Harel Chorev, an expert on Palestinian affairs at Tel Aviv University’s Moshe Dayan Center for Middle Eastern and African Studies, told JNS that he wouldn’t even call Israel’s current Gaza policy a strategy.

“I’ve been one of those arguing for many years already, ever since ‘Operation Protective Edge’ [in 2014] that Israel doesn’t have a strategy,” said Chorev.

“I would call it maintenance more than a strategy,” he said, agreeing that at one time it was part of Netanyahu’s strategy to keep the Palestinians divided during the Obama administration.

Chorev sees Israel’s options as limited. He isn’t sure that it can do much more than keep Hamas on the ropes at present, arguing that anything that rises in Hamas’ place will be worse. “Islamic Jihad is even more radical, getting their orders directly from Iran. Not to mention all kinds of quasi-Islamic State factions that hang around there,” he said.

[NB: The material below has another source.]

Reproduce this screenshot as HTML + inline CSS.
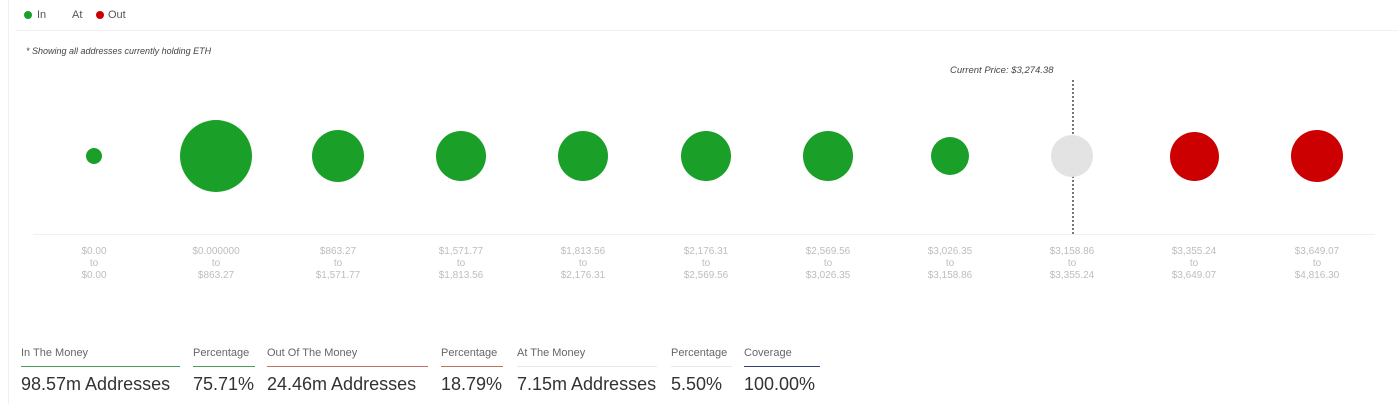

“What Israel is trying to do is restrict Hamas. Hamas develops its capabilities, of course. It’s already spent over a billion dollars on military infrastructure in a place where people don’t have enough to eat. Israel in turn develops its own abilities against that growing military power. Now they’re talking about a very effective laser system,” he said.

However, Chorev agreed that Israel’s current policy isn’t one that can assure Israel’s long-term security, particularly for its southern residents, who bear the brunt of the missile attacks. “In the long run, Israel will have to face the music, and that might mean ground troops going into Gaza, even though the price could be horrible,” he said.

He has observed a growing impatience among Israelis, who are tired of the seemingly endless rounds of violence. There’s an increasing desire to “finish with this once and for all.”

Operations like the one that ended Sunday might serve as a “pressure valve” and for a time reduce the public’s growing anger.

“People now are saying maybe it’s better to do it this way—zero casualties on the Israeli side, many bad terrorists dead on the other side, but my prediction is this effect will be limited. In the case of a war with Hamas, or Hezbollah, the attitude would change swiftly,” he said.